Straight ahead, down the path that arrowed through the trees, we saw huge masses of rocks towering above the landscape. Many millennia ago, those boulders had looked down on a dense, wet, forest with blue lakes and shimmering green swamps. This was home to herds of elephant, Indian bison and rhinoceros, possibly tigers and leopards as well. The hunter-gatherers, who were our ancestors, needed a place from where they could spot the movements of wildlife and watch out for other, possibly, hostile tribes. That great outcrop of rocks was just what they wanted.
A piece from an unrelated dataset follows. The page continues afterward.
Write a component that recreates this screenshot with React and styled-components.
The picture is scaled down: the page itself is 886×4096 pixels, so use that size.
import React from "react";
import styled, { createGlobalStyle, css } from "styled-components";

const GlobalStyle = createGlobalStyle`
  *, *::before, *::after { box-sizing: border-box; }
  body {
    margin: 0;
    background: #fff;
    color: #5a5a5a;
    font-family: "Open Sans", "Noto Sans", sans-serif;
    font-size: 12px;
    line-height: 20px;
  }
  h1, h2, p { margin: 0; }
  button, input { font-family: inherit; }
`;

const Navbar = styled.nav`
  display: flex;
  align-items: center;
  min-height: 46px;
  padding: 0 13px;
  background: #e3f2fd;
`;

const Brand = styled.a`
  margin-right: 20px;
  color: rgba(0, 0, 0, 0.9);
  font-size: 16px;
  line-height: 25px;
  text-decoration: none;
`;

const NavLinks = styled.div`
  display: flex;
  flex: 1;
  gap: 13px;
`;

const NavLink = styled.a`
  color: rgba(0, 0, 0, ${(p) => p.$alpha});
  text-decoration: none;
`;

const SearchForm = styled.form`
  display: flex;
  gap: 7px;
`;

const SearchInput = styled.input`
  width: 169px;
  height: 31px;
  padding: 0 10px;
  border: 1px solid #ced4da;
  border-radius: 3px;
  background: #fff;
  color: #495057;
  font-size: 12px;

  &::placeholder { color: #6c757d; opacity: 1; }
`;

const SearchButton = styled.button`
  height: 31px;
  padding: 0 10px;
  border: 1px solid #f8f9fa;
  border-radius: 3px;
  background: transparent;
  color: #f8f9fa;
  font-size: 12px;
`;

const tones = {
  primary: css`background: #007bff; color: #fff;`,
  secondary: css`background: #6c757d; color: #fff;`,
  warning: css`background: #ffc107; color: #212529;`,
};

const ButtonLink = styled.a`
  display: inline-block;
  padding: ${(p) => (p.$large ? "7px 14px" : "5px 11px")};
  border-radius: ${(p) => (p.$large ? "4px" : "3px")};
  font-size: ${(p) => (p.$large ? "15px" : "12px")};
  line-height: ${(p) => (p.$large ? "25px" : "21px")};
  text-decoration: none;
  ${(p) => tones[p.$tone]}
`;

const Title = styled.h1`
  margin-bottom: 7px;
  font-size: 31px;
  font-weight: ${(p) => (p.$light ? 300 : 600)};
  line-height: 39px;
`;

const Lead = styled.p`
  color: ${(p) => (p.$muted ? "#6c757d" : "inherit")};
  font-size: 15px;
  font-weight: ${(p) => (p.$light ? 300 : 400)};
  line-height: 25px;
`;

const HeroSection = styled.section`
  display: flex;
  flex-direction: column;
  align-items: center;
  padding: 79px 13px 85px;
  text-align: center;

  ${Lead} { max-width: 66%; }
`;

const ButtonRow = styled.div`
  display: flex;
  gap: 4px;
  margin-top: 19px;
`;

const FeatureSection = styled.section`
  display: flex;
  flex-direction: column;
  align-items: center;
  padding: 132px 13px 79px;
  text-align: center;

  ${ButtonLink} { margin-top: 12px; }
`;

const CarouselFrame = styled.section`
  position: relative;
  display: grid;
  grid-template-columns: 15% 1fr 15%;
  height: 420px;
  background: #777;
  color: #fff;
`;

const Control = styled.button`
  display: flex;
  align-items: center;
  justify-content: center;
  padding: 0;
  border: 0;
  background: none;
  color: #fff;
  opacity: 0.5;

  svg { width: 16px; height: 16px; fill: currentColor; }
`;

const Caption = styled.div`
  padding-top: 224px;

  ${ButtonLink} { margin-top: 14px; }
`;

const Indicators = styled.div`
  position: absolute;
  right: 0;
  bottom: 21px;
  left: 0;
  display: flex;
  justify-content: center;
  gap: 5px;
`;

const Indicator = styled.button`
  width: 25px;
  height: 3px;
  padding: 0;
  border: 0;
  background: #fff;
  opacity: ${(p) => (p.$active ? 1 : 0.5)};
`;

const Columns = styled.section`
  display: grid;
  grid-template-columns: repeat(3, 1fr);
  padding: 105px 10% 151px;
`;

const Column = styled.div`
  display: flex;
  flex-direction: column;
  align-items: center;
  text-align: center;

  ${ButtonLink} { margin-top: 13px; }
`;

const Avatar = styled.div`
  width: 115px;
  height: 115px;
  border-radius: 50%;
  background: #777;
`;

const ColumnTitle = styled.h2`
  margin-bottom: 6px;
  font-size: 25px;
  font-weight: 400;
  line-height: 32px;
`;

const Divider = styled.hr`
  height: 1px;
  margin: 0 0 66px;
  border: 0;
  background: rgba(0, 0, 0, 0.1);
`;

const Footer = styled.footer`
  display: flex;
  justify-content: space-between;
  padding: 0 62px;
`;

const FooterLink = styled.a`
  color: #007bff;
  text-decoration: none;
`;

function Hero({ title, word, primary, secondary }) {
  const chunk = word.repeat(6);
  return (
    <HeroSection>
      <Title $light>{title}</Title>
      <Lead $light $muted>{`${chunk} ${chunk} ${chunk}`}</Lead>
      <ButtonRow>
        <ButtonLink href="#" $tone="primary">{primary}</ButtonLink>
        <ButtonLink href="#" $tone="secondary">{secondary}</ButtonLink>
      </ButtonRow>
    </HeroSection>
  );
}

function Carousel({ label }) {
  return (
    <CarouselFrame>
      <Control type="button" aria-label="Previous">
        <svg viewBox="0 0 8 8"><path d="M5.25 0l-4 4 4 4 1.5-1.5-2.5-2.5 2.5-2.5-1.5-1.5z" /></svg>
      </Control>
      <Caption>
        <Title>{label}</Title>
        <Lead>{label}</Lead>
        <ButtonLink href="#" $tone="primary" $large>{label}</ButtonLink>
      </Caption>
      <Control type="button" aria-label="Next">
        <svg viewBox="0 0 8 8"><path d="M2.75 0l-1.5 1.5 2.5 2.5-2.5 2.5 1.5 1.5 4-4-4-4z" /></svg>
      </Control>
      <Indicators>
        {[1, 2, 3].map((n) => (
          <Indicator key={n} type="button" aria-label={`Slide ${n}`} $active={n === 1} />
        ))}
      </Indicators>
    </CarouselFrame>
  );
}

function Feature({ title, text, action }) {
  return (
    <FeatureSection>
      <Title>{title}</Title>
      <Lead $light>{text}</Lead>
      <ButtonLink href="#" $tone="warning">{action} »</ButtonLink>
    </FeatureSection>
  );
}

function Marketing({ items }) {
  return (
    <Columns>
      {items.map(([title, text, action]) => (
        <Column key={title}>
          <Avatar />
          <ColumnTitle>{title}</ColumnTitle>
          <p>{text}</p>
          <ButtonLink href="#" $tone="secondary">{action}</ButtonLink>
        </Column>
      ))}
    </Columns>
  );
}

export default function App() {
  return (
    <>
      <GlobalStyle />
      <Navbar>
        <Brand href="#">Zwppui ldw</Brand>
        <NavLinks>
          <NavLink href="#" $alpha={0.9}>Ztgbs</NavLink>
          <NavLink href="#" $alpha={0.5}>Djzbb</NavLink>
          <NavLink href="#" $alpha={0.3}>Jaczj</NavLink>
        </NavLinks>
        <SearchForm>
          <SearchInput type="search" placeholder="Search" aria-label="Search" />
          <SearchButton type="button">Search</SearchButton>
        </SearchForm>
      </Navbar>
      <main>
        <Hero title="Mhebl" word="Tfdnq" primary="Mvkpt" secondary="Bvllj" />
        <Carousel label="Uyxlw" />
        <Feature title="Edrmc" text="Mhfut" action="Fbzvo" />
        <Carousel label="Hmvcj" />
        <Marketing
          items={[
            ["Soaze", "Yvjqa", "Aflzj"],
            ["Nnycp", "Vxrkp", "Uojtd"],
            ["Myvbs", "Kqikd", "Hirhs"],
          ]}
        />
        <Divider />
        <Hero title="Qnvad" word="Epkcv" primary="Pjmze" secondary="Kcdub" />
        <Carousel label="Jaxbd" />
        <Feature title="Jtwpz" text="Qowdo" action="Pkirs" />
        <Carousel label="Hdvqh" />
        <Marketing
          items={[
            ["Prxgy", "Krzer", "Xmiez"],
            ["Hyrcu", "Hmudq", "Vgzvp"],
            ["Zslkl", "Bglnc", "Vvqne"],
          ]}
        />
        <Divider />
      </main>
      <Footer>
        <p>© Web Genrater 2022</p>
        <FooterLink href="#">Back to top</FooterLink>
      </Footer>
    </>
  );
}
We call them “cave men”, and in colder climates, they probably did prefer caves. Here, however, caves would be dark, damp, and stuffy. If predators or enemies blocked the mouths of the cave, cringing humans would be trapped. Pragmatically, they chose rock shelters. Overhanging slabs of rock gave them protection as well as the freedom to escape. There are plenty of rock shelters in Bhimbetka and many are rich with the first art ever created by humans. In fact, according to our Archaeological Survey of India:

‘These caves were discovered in 1957-58. Out of the 750 rock shelters, 500 are adorned with paintings. This was the centre of human activity right from Lower Paleolithic times, up to the medieval period: Linear depiction of human figures, hunting, riding, communal dances, warfare, etc. and day-to-day activities of ancient man. Mineral colours used are green, red, ochre and white. The cup marks made on the rocks date to 1,00,000 BP (Before the Present). This pushes back the date of the cognitive development of man at Bhimbetka to many thousand years earlier than similar sites in various parts of the world, making it the earliest cognitive human evolution.’

In other words, thinking, creative, humans developed in India. In fact, it was, probably, women who made these paintings. We have seen village huts with striking murals on them: most of them were painted by women. They had the time to recollect and record the tales told to them by the male hunters. It was a tedious process. Mixing coloured earths, vegetable dyes and soot with animal fat, they applied them with brushes shredded out of fibrous twigs, or filled charcoal outlines with fat and blew powdered pigments on to them through hollow bones. In time, the fat and pigments were absorbed by the cellular structure of the rocks and, very gradually, they became as lasting as tattoos on human skin.

The paintings vary in theme. The Zoo Cave, teems with animals and hunters and a man riding a giant elephant with enormous tusks.  At the lower part of the Zoo Cave, there is a man carrying a shield and something resembling an Australian boomerang. The Austrics of India are believed to have migrated to Australia when the last Ice Age had frozen much of the oceans, making it easier for people to hop from island to island, landmass to landmass. 

Every time we visit Bhimbetka, we see something new: The depiction of a surgical amputation, a blood-offering to a sacred tree, a deer used as a saddled animal as only the Sami people of Finland do today and stick-figures and vague symbols, resembling the religious emblems of Shamanic rituals, which often featured women mystics guiding the ancient tribes. 

Most people exposed to Bhimbetka leave with a sense of wonder. We, however, have returned over and over again. And every visit has been a new experience as we enjoyed fresh insights into the evolution of our ancient, and ceaselessly restless civilisation.